A deeper analysis reveals that long-term economic growth faces other structural issues, such as demographic changes and shifts in productivity, which Trump or any other president may struggle to influence. Aging populations and changes in workforce structure place a natural limit on growth, creating deflationary pressures that counteract inflation and limit the upward trajectory of interest rates.
In summary, a Trump presidency presents both opportunities and challenges for the stock and bond markets. The outlook for both depends heavily on which policy measures become realities. A key concern for us at RIA Advisors is the stock market's performance over the last two years, which has been well above long-term averages. The market is now overbought on a monthly basis and nearing the top of its long-term trend channel. Further gains may be overly optimistic unless we see some correction, which would be a healthy part of a long-term bull market. Since 2009, we've seen the market retest its four-year moving average multiple times—a mean reversion process that often supports sustainable growth. While this is unlikely to happen before year-end, a correction could occur later.

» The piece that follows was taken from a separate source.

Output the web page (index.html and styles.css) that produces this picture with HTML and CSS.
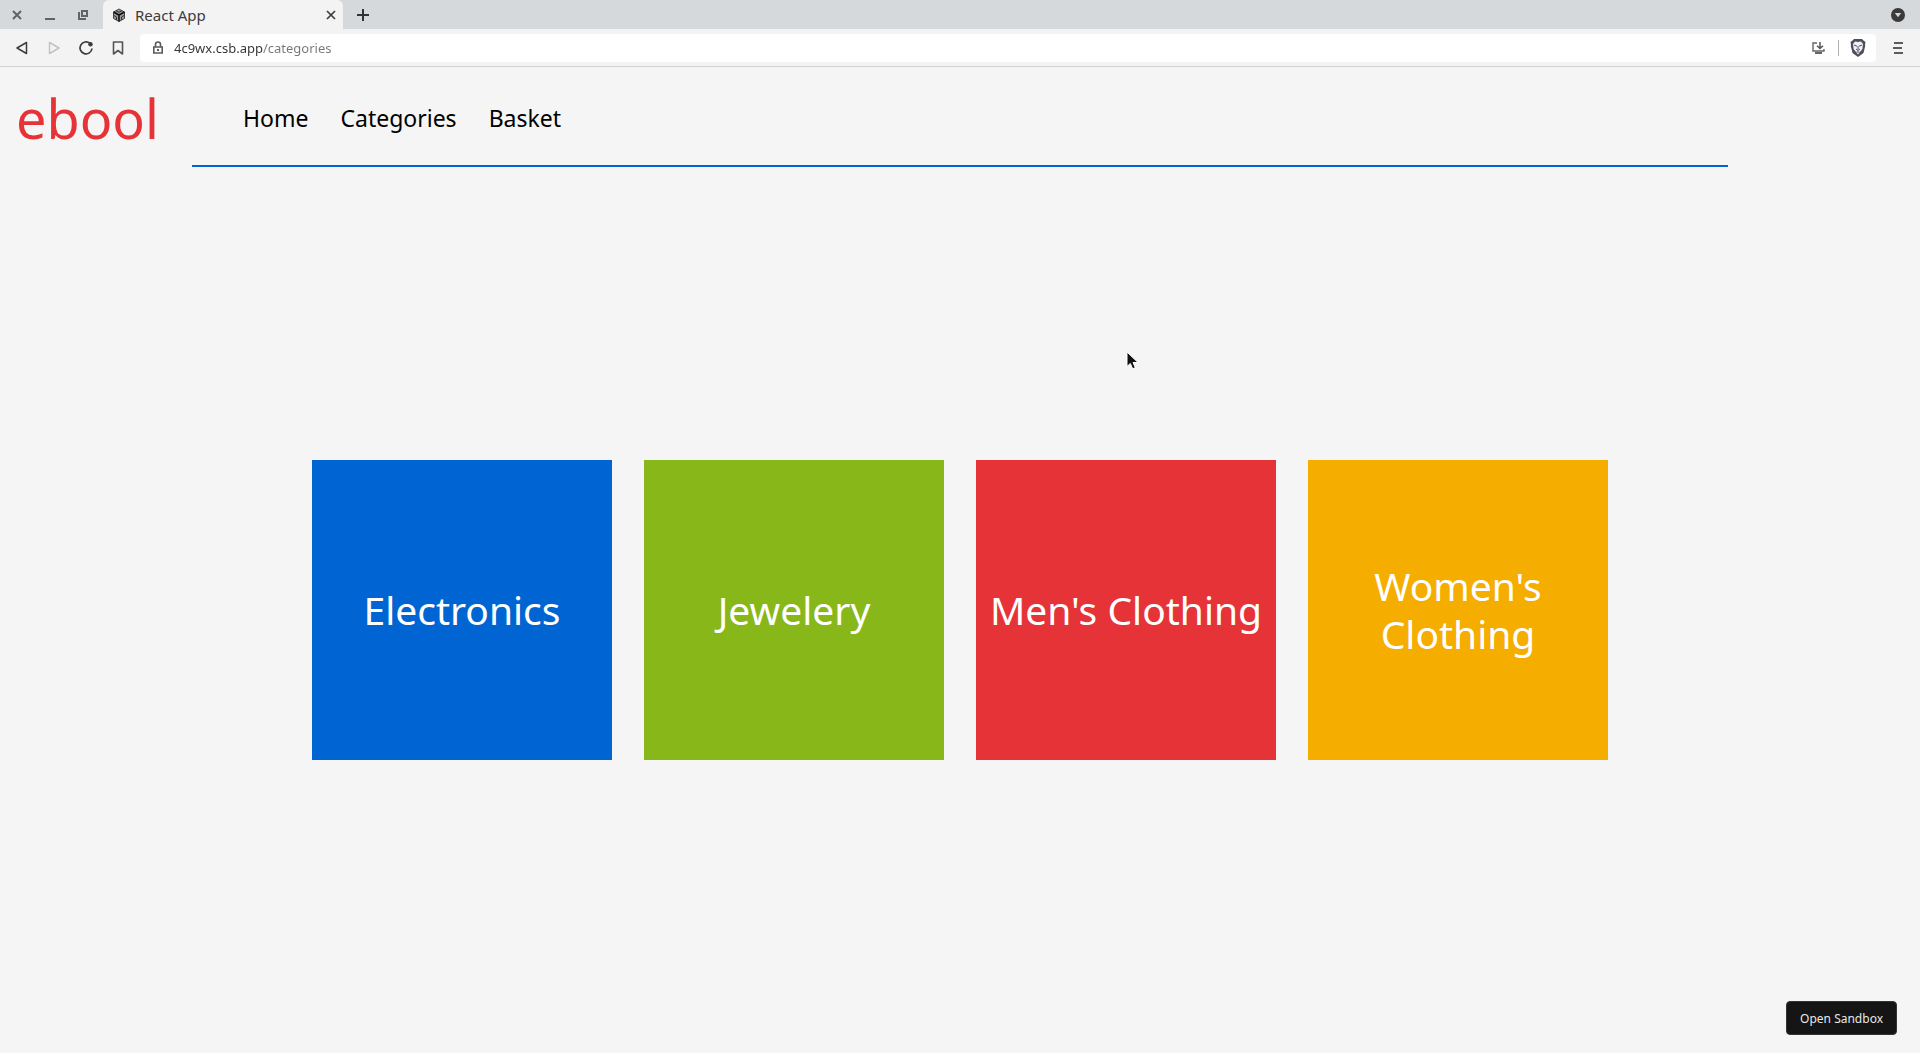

The trajectory of growth and inflation remains uncertain, and Trump's policies will need to pass through a heavily bipartisan Congress, with only slim majorities. The Freedom Caucus, known for its fiscal conservatism, may resist policies involving significant deficit spending, which could pose challenges for certain bills.
In the meantime, tax cuts could fuel a rally in stocks, but potential tariffs could weigh on global trade. While bonds face possible headwinds, the broader economic picture—dominated by the issues of debt, deficits, and demographics—suggests growth challenges may persist. Initial market responses to Trump's victory may bring volatility, but the journey ahead will require careful navigation of Fed policy, economic shifts, corporate earnings, and profitability risks.